Entries with page source code:
┌──
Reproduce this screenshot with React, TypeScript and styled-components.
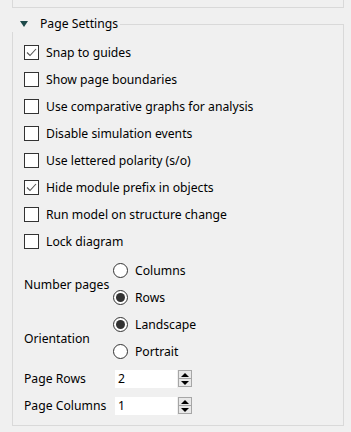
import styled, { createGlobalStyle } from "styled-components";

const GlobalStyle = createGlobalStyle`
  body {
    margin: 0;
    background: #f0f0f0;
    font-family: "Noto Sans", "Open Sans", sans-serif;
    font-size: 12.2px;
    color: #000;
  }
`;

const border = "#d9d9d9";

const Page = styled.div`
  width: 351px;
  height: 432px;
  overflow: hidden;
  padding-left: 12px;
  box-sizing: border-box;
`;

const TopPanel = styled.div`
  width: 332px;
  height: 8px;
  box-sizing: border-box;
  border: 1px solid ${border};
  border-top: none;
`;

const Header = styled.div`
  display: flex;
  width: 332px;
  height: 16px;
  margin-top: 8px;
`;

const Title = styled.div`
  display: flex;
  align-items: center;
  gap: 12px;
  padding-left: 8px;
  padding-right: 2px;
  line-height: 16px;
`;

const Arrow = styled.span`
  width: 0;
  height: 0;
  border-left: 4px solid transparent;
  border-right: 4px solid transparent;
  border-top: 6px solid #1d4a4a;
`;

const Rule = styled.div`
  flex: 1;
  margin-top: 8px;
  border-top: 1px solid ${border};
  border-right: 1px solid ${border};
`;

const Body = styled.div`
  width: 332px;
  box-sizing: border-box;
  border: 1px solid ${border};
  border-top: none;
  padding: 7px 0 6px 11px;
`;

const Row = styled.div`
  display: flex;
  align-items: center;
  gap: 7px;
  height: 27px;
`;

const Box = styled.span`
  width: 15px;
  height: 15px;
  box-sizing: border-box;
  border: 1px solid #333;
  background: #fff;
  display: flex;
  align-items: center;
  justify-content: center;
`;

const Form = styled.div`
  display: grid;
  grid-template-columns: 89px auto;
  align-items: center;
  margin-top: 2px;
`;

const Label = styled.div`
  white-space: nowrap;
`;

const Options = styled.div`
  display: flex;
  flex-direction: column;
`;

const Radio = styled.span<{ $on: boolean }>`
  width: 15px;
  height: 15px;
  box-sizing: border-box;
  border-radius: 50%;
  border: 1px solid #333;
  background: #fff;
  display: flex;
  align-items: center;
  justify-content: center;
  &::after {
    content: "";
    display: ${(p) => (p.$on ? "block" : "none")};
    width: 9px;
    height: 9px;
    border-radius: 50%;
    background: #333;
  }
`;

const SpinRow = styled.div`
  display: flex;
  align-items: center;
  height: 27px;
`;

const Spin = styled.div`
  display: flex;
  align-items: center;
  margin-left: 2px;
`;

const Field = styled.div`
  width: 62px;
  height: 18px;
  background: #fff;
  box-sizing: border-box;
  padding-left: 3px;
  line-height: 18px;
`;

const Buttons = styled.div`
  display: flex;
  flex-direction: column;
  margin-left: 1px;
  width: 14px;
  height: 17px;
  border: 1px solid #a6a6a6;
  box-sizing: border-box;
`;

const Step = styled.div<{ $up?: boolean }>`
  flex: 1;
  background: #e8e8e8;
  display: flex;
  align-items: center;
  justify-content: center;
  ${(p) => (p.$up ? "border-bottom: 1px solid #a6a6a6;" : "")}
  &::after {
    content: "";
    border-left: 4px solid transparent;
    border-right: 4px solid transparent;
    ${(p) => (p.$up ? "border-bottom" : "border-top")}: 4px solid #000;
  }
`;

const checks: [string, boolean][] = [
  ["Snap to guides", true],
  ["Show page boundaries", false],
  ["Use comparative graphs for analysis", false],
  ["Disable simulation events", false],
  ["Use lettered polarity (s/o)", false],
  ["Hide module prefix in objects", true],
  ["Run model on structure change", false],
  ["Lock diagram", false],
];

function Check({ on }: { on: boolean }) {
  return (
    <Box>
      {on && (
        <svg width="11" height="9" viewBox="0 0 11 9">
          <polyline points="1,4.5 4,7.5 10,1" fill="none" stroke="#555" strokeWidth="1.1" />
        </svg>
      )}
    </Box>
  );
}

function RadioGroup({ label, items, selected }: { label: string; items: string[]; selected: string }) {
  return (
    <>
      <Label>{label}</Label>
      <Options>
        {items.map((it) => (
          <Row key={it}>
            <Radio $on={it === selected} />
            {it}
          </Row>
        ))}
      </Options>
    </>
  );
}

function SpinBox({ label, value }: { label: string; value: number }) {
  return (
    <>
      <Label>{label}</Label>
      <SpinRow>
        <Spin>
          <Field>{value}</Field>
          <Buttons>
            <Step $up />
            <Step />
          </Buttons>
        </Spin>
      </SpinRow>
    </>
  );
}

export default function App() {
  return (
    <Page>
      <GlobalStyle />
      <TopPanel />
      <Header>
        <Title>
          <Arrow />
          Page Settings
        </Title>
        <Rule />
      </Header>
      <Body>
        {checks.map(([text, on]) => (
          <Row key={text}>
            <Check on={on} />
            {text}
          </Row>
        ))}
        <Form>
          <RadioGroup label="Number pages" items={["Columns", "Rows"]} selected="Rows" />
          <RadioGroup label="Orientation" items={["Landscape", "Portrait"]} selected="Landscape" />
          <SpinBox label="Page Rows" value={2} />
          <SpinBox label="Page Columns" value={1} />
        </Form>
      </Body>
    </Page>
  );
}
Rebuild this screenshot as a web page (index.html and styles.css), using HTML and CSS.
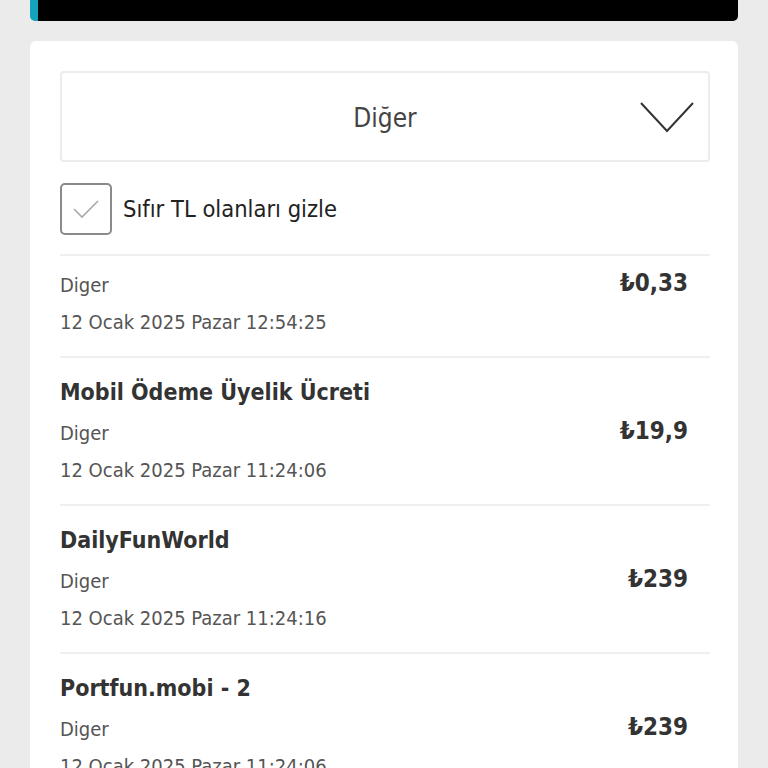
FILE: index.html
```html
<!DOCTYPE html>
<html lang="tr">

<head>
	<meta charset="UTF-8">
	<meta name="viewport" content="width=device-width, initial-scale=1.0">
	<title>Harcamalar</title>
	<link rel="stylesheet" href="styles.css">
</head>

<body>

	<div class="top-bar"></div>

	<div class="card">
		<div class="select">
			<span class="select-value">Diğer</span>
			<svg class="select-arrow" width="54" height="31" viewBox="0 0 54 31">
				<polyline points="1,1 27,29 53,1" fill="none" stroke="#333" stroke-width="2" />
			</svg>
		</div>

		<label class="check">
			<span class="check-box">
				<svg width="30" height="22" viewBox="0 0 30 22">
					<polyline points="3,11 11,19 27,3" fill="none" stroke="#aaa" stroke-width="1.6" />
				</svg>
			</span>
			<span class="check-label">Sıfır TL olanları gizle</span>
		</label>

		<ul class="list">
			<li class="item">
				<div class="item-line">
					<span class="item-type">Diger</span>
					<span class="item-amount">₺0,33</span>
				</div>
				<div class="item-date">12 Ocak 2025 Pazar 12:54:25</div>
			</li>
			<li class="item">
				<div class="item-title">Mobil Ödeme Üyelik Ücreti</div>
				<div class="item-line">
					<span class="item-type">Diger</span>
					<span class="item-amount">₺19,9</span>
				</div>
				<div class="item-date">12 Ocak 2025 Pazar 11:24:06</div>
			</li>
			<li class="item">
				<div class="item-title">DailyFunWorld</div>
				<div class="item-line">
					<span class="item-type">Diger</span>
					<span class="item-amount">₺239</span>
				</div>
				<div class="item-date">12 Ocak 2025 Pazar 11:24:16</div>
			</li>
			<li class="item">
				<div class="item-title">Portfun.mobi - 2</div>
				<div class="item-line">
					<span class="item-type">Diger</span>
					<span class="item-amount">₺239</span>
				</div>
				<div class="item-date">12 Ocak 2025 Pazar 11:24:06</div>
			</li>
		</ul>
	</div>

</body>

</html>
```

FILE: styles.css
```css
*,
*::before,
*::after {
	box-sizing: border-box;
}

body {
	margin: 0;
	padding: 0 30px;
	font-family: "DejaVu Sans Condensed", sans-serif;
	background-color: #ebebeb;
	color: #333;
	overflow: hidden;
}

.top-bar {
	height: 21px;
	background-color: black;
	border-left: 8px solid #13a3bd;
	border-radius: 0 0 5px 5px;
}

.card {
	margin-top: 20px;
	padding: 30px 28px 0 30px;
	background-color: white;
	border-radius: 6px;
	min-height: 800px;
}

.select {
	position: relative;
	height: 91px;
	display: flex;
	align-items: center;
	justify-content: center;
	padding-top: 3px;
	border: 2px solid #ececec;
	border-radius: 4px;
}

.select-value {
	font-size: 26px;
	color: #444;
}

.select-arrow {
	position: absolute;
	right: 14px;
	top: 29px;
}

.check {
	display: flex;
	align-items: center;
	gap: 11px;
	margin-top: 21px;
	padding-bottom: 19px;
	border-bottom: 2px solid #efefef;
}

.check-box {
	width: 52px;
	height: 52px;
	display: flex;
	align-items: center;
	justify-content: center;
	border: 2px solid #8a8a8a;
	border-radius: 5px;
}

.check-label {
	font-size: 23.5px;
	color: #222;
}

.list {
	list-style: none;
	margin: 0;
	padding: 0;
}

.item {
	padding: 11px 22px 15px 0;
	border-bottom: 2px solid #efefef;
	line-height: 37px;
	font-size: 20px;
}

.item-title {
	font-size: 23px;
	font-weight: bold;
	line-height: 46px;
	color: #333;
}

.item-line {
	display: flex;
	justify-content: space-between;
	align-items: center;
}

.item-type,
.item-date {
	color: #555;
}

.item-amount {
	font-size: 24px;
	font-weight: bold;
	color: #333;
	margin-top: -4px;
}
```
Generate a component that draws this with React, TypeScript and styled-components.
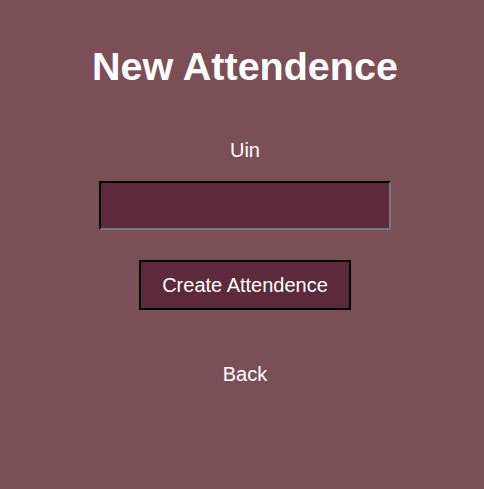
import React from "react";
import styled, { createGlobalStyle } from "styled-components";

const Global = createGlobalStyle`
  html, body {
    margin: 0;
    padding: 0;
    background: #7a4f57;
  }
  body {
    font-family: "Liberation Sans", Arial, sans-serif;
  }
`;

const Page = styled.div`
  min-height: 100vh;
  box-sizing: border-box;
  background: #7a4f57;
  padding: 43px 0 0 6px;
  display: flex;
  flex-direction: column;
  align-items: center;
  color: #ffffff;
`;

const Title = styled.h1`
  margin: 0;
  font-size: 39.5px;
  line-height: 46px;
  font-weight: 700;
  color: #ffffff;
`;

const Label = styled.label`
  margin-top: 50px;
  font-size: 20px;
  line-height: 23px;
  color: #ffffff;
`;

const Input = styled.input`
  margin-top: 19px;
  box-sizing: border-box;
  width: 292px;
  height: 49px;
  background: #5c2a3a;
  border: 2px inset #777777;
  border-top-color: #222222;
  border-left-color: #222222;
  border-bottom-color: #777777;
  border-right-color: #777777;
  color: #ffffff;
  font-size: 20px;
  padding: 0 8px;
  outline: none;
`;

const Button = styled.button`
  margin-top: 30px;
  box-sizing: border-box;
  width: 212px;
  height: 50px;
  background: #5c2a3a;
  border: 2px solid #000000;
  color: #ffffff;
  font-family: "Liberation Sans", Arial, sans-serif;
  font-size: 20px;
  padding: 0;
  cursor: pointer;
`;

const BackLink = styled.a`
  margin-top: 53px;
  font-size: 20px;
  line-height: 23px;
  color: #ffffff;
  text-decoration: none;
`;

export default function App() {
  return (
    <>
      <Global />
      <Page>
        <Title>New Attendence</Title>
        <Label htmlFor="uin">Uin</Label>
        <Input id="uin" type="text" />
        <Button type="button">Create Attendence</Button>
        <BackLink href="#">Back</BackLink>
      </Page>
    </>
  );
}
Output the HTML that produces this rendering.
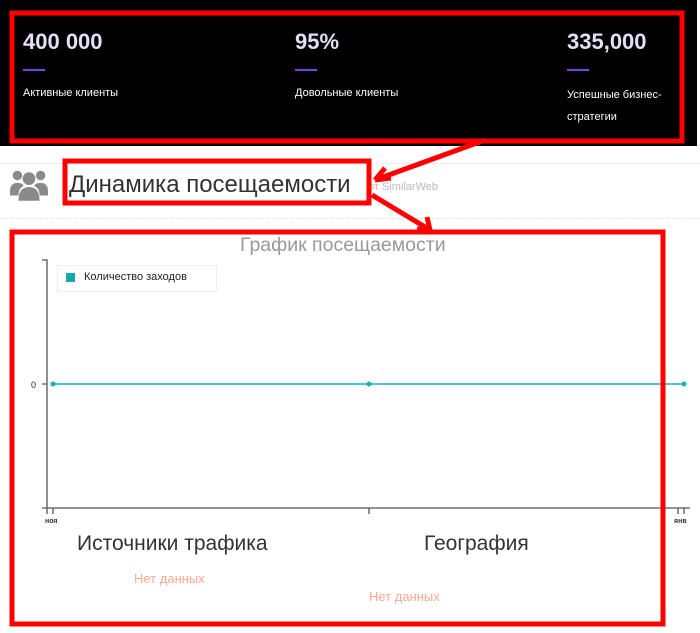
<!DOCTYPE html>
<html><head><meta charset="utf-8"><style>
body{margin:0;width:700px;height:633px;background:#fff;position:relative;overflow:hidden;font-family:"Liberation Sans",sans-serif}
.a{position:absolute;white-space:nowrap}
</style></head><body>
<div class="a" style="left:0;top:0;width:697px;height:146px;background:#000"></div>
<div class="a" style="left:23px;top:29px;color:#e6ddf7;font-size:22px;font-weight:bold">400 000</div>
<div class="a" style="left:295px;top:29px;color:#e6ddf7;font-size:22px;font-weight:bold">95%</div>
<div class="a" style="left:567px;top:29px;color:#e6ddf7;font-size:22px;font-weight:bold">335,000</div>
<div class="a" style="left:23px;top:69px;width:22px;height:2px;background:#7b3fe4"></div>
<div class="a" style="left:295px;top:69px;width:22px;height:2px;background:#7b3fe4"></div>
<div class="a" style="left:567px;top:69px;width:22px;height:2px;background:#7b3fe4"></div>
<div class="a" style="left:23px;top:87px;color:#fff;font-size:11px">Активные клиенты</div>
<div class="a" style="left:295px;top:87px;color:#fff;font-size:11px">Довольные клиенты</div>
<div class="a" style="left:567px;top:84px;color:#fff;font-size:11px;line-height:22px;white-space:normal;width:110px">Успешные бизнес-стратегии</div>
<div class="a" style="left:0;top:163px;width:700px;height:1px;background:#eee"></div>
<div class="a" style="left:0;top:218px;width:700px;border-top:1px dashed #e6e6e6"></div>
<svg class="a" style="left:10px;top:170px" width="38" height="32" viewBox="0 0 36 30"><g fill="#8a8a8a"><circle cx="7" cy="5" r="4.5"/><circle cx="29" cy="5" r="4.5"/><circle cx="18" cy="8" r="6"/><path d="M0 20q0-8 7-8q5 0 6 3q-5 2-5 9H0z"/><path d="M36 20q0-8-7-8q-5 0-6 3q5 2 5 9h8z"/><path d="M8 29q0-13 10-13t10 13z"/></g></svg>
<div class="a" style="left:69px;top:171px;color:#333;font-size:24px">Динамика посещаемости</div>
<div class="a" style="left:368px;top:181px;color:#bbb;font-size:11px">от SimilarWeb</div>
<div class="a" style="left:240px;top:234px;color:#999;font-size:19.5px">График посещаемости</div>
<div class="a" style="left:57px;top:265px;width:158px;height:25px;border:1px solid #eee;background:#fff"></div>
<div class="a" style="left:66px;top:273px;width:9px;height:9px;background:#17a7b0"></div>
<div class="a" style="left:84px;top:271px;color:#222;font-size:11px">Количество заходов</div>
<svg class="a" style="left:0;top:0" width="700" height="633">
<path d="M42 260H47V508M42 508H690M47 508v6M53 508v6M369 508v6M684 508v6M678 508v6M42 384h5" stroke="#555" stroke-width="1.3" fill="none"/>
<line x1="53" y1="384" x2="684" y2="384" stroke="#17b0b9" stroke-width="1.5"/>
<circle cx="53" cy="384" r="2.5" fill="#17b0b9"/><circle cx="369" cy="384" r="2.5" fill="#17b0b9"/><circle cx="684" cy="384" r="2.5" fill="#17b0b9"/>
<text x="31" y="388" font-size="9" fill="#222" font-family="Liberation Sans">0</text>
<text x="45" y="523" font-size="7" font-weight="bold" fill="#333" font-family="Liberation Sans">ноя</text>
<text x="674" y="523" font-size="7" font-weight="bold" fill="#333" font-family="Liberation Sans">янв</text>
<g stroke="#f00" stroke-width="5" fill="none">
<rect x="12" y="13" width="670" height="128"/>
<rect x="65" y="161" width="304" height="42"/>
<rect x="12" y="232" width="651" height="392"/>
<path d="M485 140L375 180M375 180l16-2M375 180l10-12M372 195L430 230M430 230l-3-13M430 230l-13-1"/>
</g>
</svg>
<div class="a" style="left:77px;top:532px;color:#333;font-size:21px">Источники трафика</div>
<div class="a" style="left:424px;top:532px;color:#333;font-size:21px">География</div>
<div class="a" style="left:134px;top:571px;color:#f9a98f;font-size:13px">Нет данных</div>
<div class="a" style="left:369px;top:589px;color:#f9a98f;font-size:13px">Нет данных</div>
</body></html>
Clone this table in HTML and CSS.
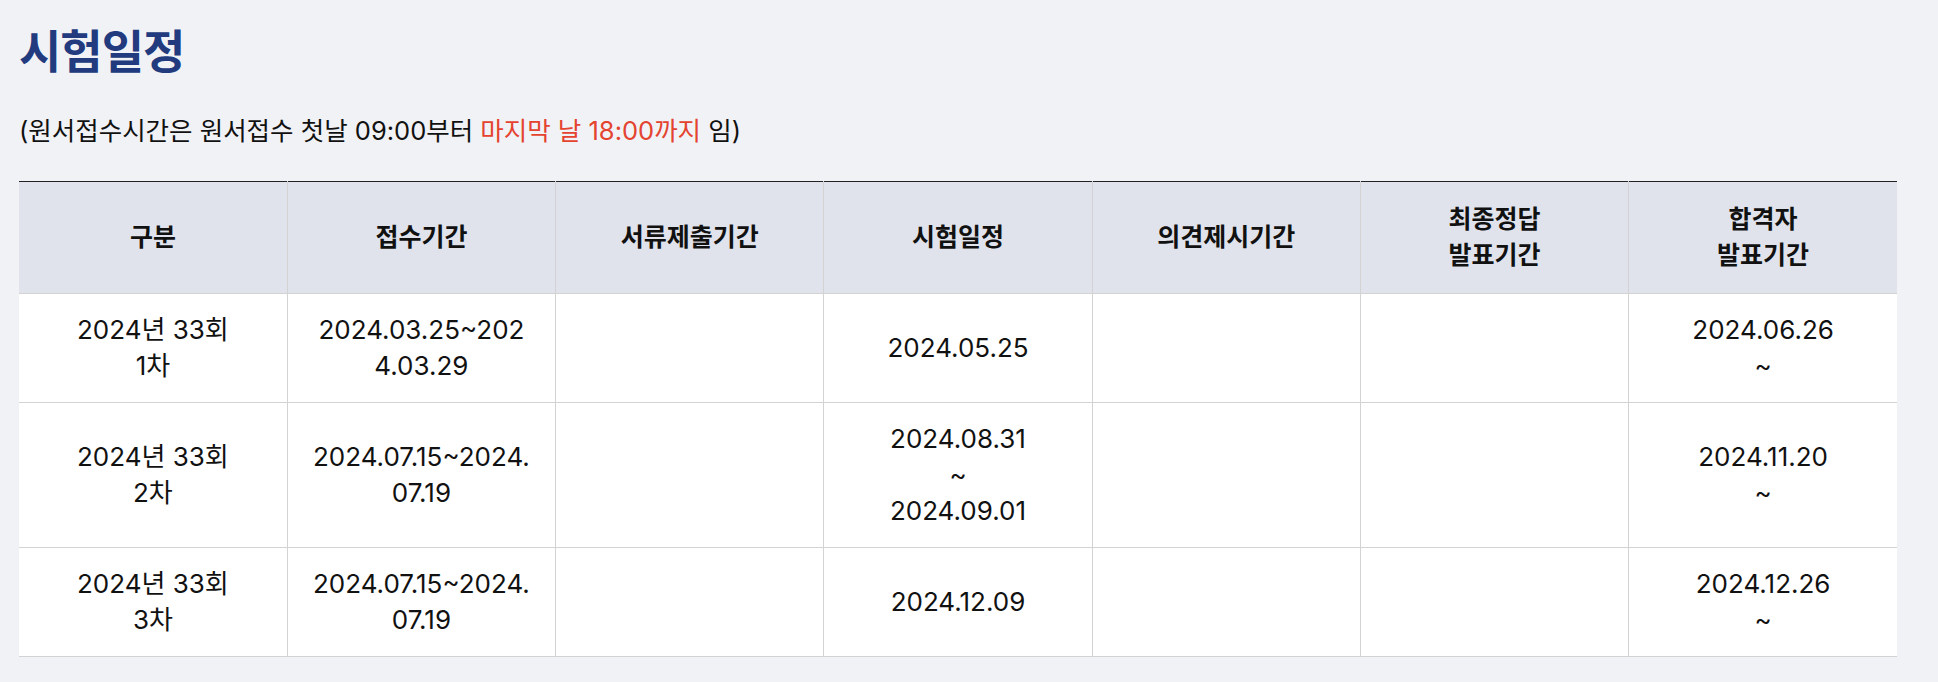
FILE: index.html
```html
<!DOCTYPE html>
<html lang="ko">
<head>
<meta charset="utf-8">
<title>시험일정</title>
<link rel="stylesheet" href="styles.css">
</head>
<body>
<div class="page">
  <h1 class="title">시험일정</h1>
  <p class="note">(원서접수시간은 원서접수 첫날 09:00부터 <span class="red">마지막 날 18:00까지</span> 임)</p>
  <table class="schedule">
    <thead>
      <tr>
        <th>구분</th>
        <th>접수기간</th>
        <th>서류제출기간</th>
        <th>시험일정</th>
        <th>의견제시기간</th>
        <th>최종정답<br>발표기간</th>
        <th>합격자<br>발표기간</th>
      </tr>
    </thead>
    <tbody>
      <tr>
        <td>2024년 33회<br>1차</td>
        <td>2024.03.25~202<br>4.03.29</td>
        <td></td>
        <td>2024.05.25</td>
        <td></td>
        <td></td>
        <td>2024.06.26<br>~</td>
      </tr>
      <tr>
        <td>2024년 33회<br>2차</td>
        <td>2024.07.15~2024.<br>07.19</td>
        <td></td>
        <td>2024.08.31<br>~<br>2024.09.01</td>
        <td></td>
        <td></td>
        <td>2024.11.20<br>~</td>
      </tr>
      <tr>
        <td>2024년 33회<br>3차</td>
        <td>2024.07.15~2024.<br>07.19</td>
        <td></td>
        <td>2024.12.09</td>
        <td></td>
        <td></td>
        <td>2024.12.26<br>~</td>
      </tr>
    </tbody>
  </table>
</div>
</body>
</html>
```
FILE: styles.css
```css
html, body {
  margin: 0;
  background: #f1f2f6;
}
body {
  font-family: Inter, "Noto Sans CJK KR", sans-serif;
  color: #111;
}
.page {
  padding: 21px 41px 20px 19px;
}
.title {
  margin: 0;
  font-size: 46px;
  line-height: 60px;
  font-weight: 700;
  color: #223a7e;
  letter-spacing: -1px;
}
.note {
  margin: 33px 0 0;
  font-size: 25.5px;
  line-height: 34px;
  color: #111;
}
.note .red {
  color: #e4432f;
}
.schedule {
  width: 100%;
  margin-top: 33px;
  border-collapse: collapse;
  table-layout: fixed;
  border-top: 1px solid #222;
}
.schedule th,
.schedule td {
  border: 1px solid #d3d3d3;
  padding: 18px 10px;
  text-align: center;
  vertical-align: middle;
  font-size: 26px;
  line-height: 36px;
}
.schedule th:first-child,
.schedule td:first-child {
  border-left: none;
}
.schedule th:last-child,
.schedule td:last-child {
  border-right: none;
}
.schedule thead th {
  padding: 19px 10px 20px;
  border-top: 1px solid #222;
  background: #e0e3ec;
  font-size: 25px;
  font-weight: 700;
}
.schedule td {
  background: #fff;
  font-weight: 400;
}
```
└──
Exercise details
Where a line above contains the word "table", copy that line.

Correct response
Clone this table in HTML and CSS.
  <table class="schedule">
  </table>
  table-layout: fixed;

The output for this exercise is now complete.